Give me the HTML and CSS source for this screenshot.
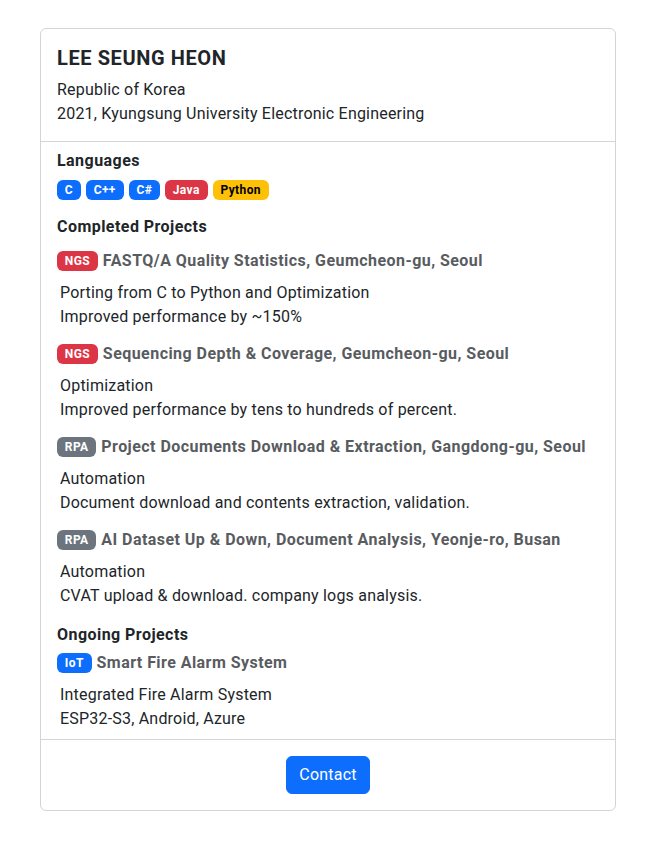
FILE: index.html
```html
<!DOCTYPE html>
<html lang="en">
<head>
<meta charset="utf-8">
<title>LEE SEUNG HEON</title>
<link rel="stylesheet" href="styles.css">
</head>
<body>
<div class="card">
  <div class="card-head">
    <h1 class="name">LEE SEUNG HEON</h1>
    <p class="info">Republic of Korea</p>
    <p class="info">2021, Kyungsung University Electronic Engineering</p>
  </div>
  <div class="card-main">
    <h2 class="section">Languages</h2>
    <div class="badges">
      <span class="badge primary">C</span>
      <span class="badge primary">C++</span>
      <span class="badge primary">C#</span>
      <span class="badge danger">Java</span>
      <span class="badge warning">Python</span>
    </div>

    <h2 class="section completed">Completed Projects</h2>
    <div class="project first">
      <div class="p-title"><span class="badge danger">NGS</span><span>FASTQ/A Quality Statistics, Geumcheon-gu, Seoul</span></div>
      <div class="p-desc">Porting from C to Python and Optimization<br>Improved performance by ~150%</div>
    </div>
    <div class="project">
      <div class="p-title"><span class="badge danger">NGS</span><span>Sequencing Depth &amp; Coverage, Geumcheon-gu, Seoul</span></div>
      <div class="p-desc">Optimization<br>Improved performance by tens to hundreds of percent.</div>
    </div>
    <div class="project">
      <div class="p-title"><span class="badge secondary">RPA</span><span>Project Documents Download &amp; Extraction, Gangdong-gu, Seoul</span></div>
      <div class="p-desc">Automation<br>Document download and contents extraction, validation.</div>
    </div>
    <div class="project">
      <div class="p-title"><span class="badge secondary">RPA</span><span>AI Dataset Up &amp; Down, Document Analysis, Yeonje-ro, Busan</span></div>
      <div class="p-desc">Automation<br>CVAT upload &amp; download. company logs analysis.</div>
    </div>

    <h2 class="section ongoing">Ongoing Projects</h2>
    <div class="project ongoing-first">
      <div class="p-title"><span class="badge primary">IoT</span><span>Smart Fire Alarm System</span></div>
      <div class="p-desc">Integrated Fire Alarm System<br>ESP32-S3, Android, Azure</div>
    </div>
  </div>
  <div class="card-foot">
    <button class="btn" type="button">Contact</button>
  </div>
</div>
</body>
</html>
```

FILE: styles.css
```css
* { box-sizing: border-box; }

html, body {
  margin: 0;
  padding: 0;
  background: #fff;
}

body {
  font-family: Roboto, "Noto Sans CJK KR", sans-serif;
  font-size: 16px;
  line-height: 24px;
  letter-spacing: 0.2px;
  color: #212529;
}

.card {
  width: 576px;
  margin: 28px 0 0 40px;
  border: 1px solid #d3d4d5;
  border-radius: 6px;
  background: #fff;
}

.card-head {
  padding: 17px 16px 15px;
  border-bottom: 1px solid #d3d4d5;
}

.name {
  margin: 0 0 8px;
  font-size: 20px;
  line-height: 24px;
  font-weight: 700;
  letter-spacing: 0.6px;
}

.info {
  margin: 0;
}

.card-main {
  padding: 9px 16px 8px;
}

.section {
  margin: 0;
  font-size: 16px;
  line-height: 20px;
  font-weight: 700;
  letter-spacing: 0.45px;
}

.section.completed { margin-top: 17px; }
.section.ongoing { margin-top: 17px; }

.badges {
  display: flex;
  gap: 5px;
  margin-top: 9px;
}

.badge {
  display: inline-block;
  padding: 4px 7.8px;
  font-size: 12px;
  line-height: 12px;
  font-weight: 700;
  letter-spacing: 0.4px;
  color: #fff;
  border-radius: 6px;
  white-space: nowrap;
}

.primary { background: #0d6efd; }
.danger { background: #dc3545; }
.warning { background: #ffc107; color: #000; }
.secondary { background: #6c757d; }

.project { margin-top: 13px; }
.project.first { margin-top: 12px; }
.project.ongoing-first { margin-top: 6px; }

.p-title {
  display: flex;
  align-items: center;
  gap: 5px;
  line-height: 24px;
  font-weight: 700;
  letter-spacing: 0.45px;
  color: #595c5f;
}

.p-desc {
  margin-top: 8px;
  padding-left: 3px;
}

.card-foot {
  padding: 16px;
  border-top: 1px solid #d3d4d5;
  display: flex;
  justify-content: center;
}

.btn {
  font-family: inherit;
  font-size: 16px;
  line-height: 24px;
  letter-spacing: 0.2px;
  padding: 6px 12px;
  color: #fff;
  background: #0d6efd;
  border: 1px solid #0d6efd;
  border-radius: 6px;
}
```
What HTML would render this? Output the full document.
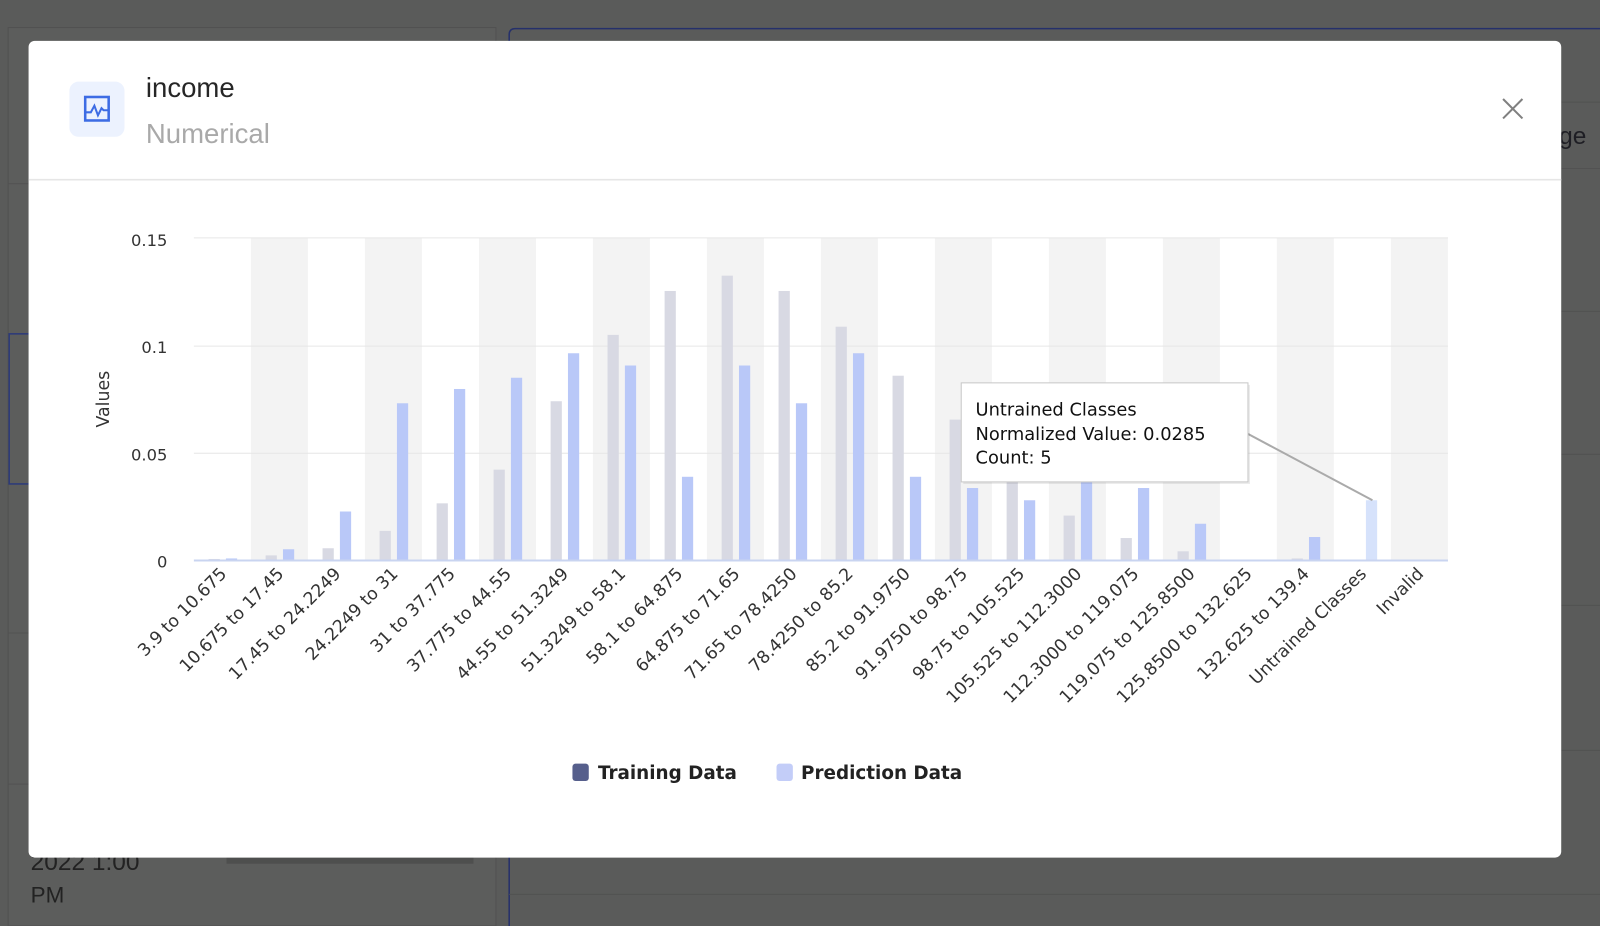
<!DOCTYPE html>
<html><head><meta charset="utf-8"><style>
html,body{margin:0;padding:0;width:1600px;height:926px;overflow:hidden;background:#5a5b5a;}
#w{width:1568px;height:907px;transform:scale(1.020408,1.020948);transform-origin:0 0;position:relative;font-family:"Liberation Sans",sans-serif;}
svg text{font-family:"Liberation Sans","DejaVu Sans",sans-serif;}
svg .dv{font-family:"DejaVu Sans",sans-serif;}
</style></head><body><div id="w">
<svg width="1568" height="907" viewBox="0 0 1568 907" xmlns="http://www.w3.org/2000/svg">
<rect width="1568" height="907" fill="#5a5b5a"/>
<rect x="8" y="27" width="478" height="880" fill="#5c5d5c" stroke="#515151"/>
<line x1="8" y1="180" x2="486" y2="180" stroke="#525252"/>
<line x1="8" y1="620" x2="486" y2="620" stroke="#525252"/>
<line x1="8" y1="768" x2="486" y2="768" stroke="#525252"/>
<rect x="9" y="327" width="20" height="147" fill="none" stroke="#2c3a7a" stroke-width="1.5"/>
<path d="M499 907 V34 Q499 28 505 28 H1568" fill="none" stroke="#25306b" stroke-width="1.5"/>
<line x1="499" y1="876" x2="1568" y2="876" stroke="#525252"/>
<line x1="1530" y1="100" x2="1568" y2="100" stroke="#525252"/>
<line x1="1530" y1="165" x2="1568" y2="165" stroke="#525252"/>
<line x1="1530" y1="305" x2="1568" y2="305" stroke="#525252"/>
<line x1="1530" y1="445" x2="1568" y2="445" stroke="#525252"/>
<line x1="1530" y1="593" x2="1568" y2="593" stroke="#525252"/>
<line x1="1530" y1="735" x2="1568" y2="735" stroke="#525252"/>
<text x="1528" y="141" font-size="24" fill="#1e1e24">ge</text>
<rect x="222" y="838" width="242" height="8" fill="#4e4f4e"/>
<text x="30" y="852" font-size="24" fill="#222">2022 1:00</text>
<text x="30" y="884" font-size="22" fill="#222">PM</text>

<rect x="28" y="40" width="1502" height="800" rx="6" fill="#fff"/>
<rect x="68" y="80" width="54" height="54" rx="9" fill="#ecf2fe"/>
<rect x="83.5" y="95" width="23" height="23" fill="none" stroke="#3d6ce4" stroke-width="2.5"/>
<path d="M84 110 H89 L92.5 103.5 L96 113 L99.5 106 L101.5 108 H106" fill="none" stroke="#3d6ce4" stroke-width="2"/>
<text x="143" y="95" font-size="27" fill="#262626">income</text>
<text x="143" y="140" font-size="27" fill="#a9a9a9">Numerical</text>
<path d="M1473 97 L1492 116 M1492 97 L1473 116" stroke="#808080" stroke-width="2"/>
<line x1="28" y1="176" x2="1530" y2="176" stroke="#e6e6e6" stroke-width="1.5"/>

<g fill="#f3f3f3">
<rect x="245.9" y="233" width="55.86" height="316"/>
<rect x="357.6" y="233" width="55.86" height="316"/>
<rect x="469.4" y="233" width="55.86" height="316"/>
<rect x="581.1" y="233" width="55.86" height="316"/>
<rect x="692.8" y="233" width="55.86" height="316"/>
<rect x="804.5" y="233" width="55.86" height="316"/>
<rect x="916.2" y="233" width="55.86" height="316"/>
<rect x="1027.9" y="233" width="55.86" height="316"/>
<rect x="1139.6" y="233" width="55.86" height="316"/>
<rect x="1251.3" y="233" width="55.86" height="316"/>
<rect x="1363.1" y="233" width="55.86" height="316"/>
</g>
<g stroke="#e6e6e6" stroke-width="1">
<line x1="190" y1="233" x2="1419" y2="233"/>
<line x1="190" y1="339" x2="1419" y2="339"/>
<line x1="190" y1="444" x2="1419" y2="444"/>
</g>
<g class="dv" font-size="16" fill="#333" text-anchor="end">
<text class="dv" x="164" y="241">0.15</text>
<text class="dv" x="164" y="346">0.1</text>
<text class="dv" x="164" y="451">0.05</text>
<text class="dv" x="164" y="556">0</text>
</g>
<text class="dv" transform="translate(107,391) rotate(-90)" font-size="17" fill="#333" text-anchor="middle">Values</text>

<g fill="#d8d9e3">
<rect x="204.4" y="547.5" width="11" height="1.5"/>
<rect x="260.3" y="544" width="11" height="5"/>
<rect x="316.1" y="537" width="11" height="12"/>
<rect x="372" y="520" width="11" height="29"/>
<rect x="427.9" y="493" width="11" height="56"/>
<rect x="483.7" y="460" width="11" height="89"/>
<rect x="539.6" y="393" width="11" height="156"/>
<rect x="595.4" y="328" width="11" height="221"/>
<rect x="651.3" y="285" width="11" height="264"/>
<rect x="707.2" y="270" width="11" height="279"/>
<rect x="763" y="285" width="11" height="264"/>
<rect x="818.9" y="320" width="11" height="229"/>
<rect x="874.7" y="368" width="11" height="181"/>
<rect x="930.6" y="411" width="11" height="138"/>
<rect x="986.5" y="445" width="11" height="104"/>
<rect x="1042.3" y="505" width="11" height="44"/>
<rect x="1098.2" y="527" width="11" height="22"/>
<rect x="1154" y="540" width="11" height="9"/>
<rect x="1265.8" y="547" width="11" height="2"/>
</g>
<g fill="#b9c8f8">
<rect x="221.4" y="547" width="11" height="2"/>
<rect x="277.3" y="538" width="11" height="11"/>
<rect x="333.1" y="501" width="11" height="48"/>
<rect x="389" y="395" width="11" height="154"/>
<rect x="444.9" y="381" width="11" height="168"/>
<rect x="500.7" y="370" width="11" height="179"/>
<rect x="556.6" y="346" width="11" height="203"/>
<rect x="612.4" y="358" width="11" height="191"/>
<rect x="668.3" y="467" width="11" height="82"/>
<rect x="724.2" y="358" width="11" height="191"/>
<rect x="780" y="395" width="11" height="154"/>
<rect x="835.9" y="346" width="11" height="203"/>
<rect x="891.7" y="467" width="11" height="82"/>
<rect x="947.6" y="478" width="11" height="71"/>
<rect x="1003.5" y="490" width="11" height="59"/>
<rect x="1059.3" y="440" width="11" height="109"/>
<rect x="1115.2" y="478" width="11" height="71"/>
<rect x="1171" y="513" width="11" height="36"/>
<rect x="1282.8" y="526" width="11" height="23"/>
</g>
<rect x="1338.6" y="490" width="11" height="59" fill="#d6e2fb"/>
<line x1="190" y1="549" x2="1419" y2="549" stroke="#c9d4f0" stroke-width="2"/>

<g font-size="17" fill="#333" text-anchor="end">
<text class="dv" transform="translate(223,563) rotate(-45)">3.9 to 10.675</text>
<text class="dv" transform="translate(279,563) rotate(-45)">10.675 to 17.45</text>
<text class="dv" transform="translate(335,563) rotate(-45)">17.45 to 24.2249</text>
<text class="dv" transform="translate(391,563) rotate(-45)">24.2249 to 31</text>
<text class="dv" transform="translate(447,563) rotate(-45)">31 to 37.775</text>
<text class="dv" transform="translate(502,563) rotate(-45)">37.775 to 44.55</text>
<text class="dv" transform="translate(558,563) rotate(-45)">44.55 to 51.3249</text>
<text class="dv" transform="translate(614,563) rotate(-45)">51.3249 to 58.1</text>
<text class="dv" transform="translate(670,563) rotate(-45)">58.1 to 64.875</text>
<text class="dv" transform="translate(726,563) rotate(-45)">64.875 to 71.65</text>
<text class="dv" transform="translate(782,563) rotate(-45)">71.65 to 78.4250</text>
<text class="dv" transform="translate(837,563) rotate(-45)">78.4250 to 85.2</text>
<text class="dv" transform="translate(893,563) rotate(-45)">85.2 to 91.9750</text>
<text class="dv" transform="translate(949,563) rotate(-45)">91.9750 to 98.75</text>
<text class="dv" transform="translate(1005,563) rotate(-45)">98.75 to 105.525</text>
<text class="dv" transform="translate(1061,563) rotate(-45)">105.525 to 112.3000</text>
<text class="dv" transform="translate(1117,563) rotate(-45)">112.3000 to 119.075</text>
<text class="dv" transform="translate(1172,563) rotate(-45)">119.075 to 125.8500</text>
<text class="dv" transform="translate(1228,563) rotate(-45)">125.8500 to 132.625</text>
<text class="dv" transform="translate(1284,563) rotate(-45)">132.625 to 139.4</text>
<text class="dv" transform="translate(1340,563) rotate(-45)">Untrained Classes</text>
<text class="dv" transform="translate(1396,563) rotate(-45)">Invalid</text>
</g>

<rect x="561" y="748" width="16" height="17" rx="3" fill="#565f8c"/>
<text class="dv" x="586" y="763" font-size="18" font-weight="bold" fill="#222">Training Data</text>
<rect x="761" y="748" width="16" height="17" rx="3" fill="#c3cdf8"/>
<text class="dv" x="785" y="763" font-size="18" font-weight="bold" fill="#222">Prediction Data</text>

<line x1="1223" y1="425" x2="1345" y2="490" stroke="#aaa" stroke-width="2"/>
<rect x="944" y="377" width="281" height="97" fill="#000" opacity="0.08"/>
<rect x="942" y="375" width="281" height="97" fill="#fff" stroke="#c8c8c8"/>
<g font-size="17.5" fill="#111">
<text class="dv" x="956" y="407">Untrained Classes</text>
<text class="dv" x="956" y="431">Normalized Value: 0.0285</text>
<text class="dv" x="956" y="454">Count: 5</text>
</g>
</svg>
</div></body></html>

■ ■ ■ ■ ■ ■ ■

* **WRITTEN REQUEST**:
Scan the lines above for "this", then copy every one that has it.

* **WRITTEN RESPONSE**:
Give me the HTML and CSS source for this screenshot.
What HTML would render this? Output the full document.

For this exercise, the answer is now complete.